Echec de la critique constructive de Vatican II

Le 8 sep­tembre 2006, l’abbé de Tanoüarn publiait un com­mu­ni­qué affir­mant que l’Institut était invi­té à for­mu­ler une « cri­tique construc­tive de Vatican II. » Cette sen­tence – en l’état – consti­tuait un bou­clier doc­tri­nal pour tous ceux qui pen­saient que le com­bat de la Tradition dépas­sait la ques­tion litur­gique. Etonnamment, les sta­tuts de l’Institut sont res­tés mécon­nus. Passés inaper­çus, les détails appor­tés par le car­di­nal Ricard mon­trèrent six mois plus tard que les fon­da­teurs de l’IBP avaient signé une for­mule qui com­por­tait aus­si une par­tie prin­ci­pale beau­coup moins exi­geante : « A pro­pos de cer­tains points ensei­gnés par le Concile Vatican II ou concer­nant les réformes pos­té­rieures de la litur­gie et du droit, et qui nous paraissent dif­fi­ci­le­ment conci­liables avec la Tradition, nous nous enga­geons à avoir une atti­tude posi­tive d’étude et de com­mu­ni­ca­tion avec le Siège Apostolique, en évi­tant toute polémique. »

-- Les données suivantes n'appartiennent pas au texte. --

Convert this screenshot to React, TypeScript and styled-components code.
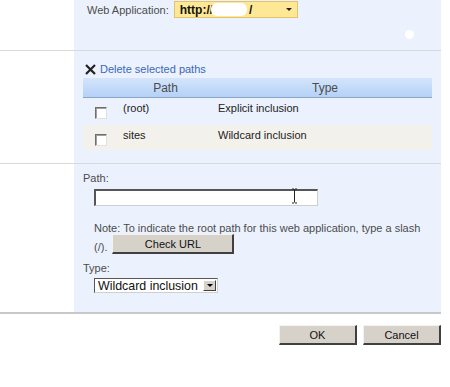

Ailleurs, les études qui devaient naître, des caté­chismes du dio­cèse de Bordeaux aux tra­vaux de l’abbé Héry, en pas­sant par la cri­tique en ligne du Concile par l’abbé Laguérie sont demeu­rées lettre morte. Au milieu du silence pru­dent qu’observaient les lea­ders des autres com­mu­nau­tés Ecclesia Dei, les abbés Laguérie et de Tanoüarn se firent les uniques chantres de la modi­fi­ca­tion contro­ver­sée de la prière sur les Juifs du Vendredi Saint. Sur le site du Forum catho­lique, le second est deve­nu le légi­ti­ma­teur sys­té­ma­tique, à la vie à la mort, de toute décla­ra­tion en pro­ve­nance de Rome. Sur le ter­rain, il est deve­nu celui de la nou­velle messe, en prê­chant aux obsèques selon le rite de Paul VI de Pierre Pujo ou en assis­tant à la messe chris­male du Jeudi Saint, et ceci sans réac­tion de son supé­rieur. A de nom­breux égards, l’IBP appa­raît désor­mais comme l’aile la plus modé­rée de la mou­vance Ecclesia Dei.

Réussite d’une politique spectacle

Le contrôle des médias par l’abbé Laguérie qui s’est assu­ré le sou­tien de quelques familles pari­siennes, et par l’abbé de Tanoüarn qui a engran­gé celui des jour­na­listes de Minute, du Choc du Mois et de Monde et Vie, fut une excel­lente rampe de lan­ce­ment pour le nou­vel ins­ti­tut. Radio Courtoisie appa­rut comme un excellent vec­teur pour démon­trer publi­que­ment que la Fraternité déri­vait et que le salut n’existait que dans la nou­velle enti­té. Encore der­niè­re­ment, l’abbé Philippe Laguérie n’hésitait pas à affir­mer que : « le com­bat pari­sien pour la liber­té de la tra­di­tion litur­gique s’était trans­por­té à Bordeaux », ni plus ni moins. La dis­pa­ri­tion de Serge de Beketch, l’éviction d’Olivier Pichon et le main­tien de l’abbé Lorans, porte-​parole de la FSSPX ont, semble-​t-​il, mis à mal le lea­der­ship de l’IBP sur la tri­bune radio­pho­nique. Même sur le net, l’IBP a calé, ses sites per­dant peu à peu leur énergie.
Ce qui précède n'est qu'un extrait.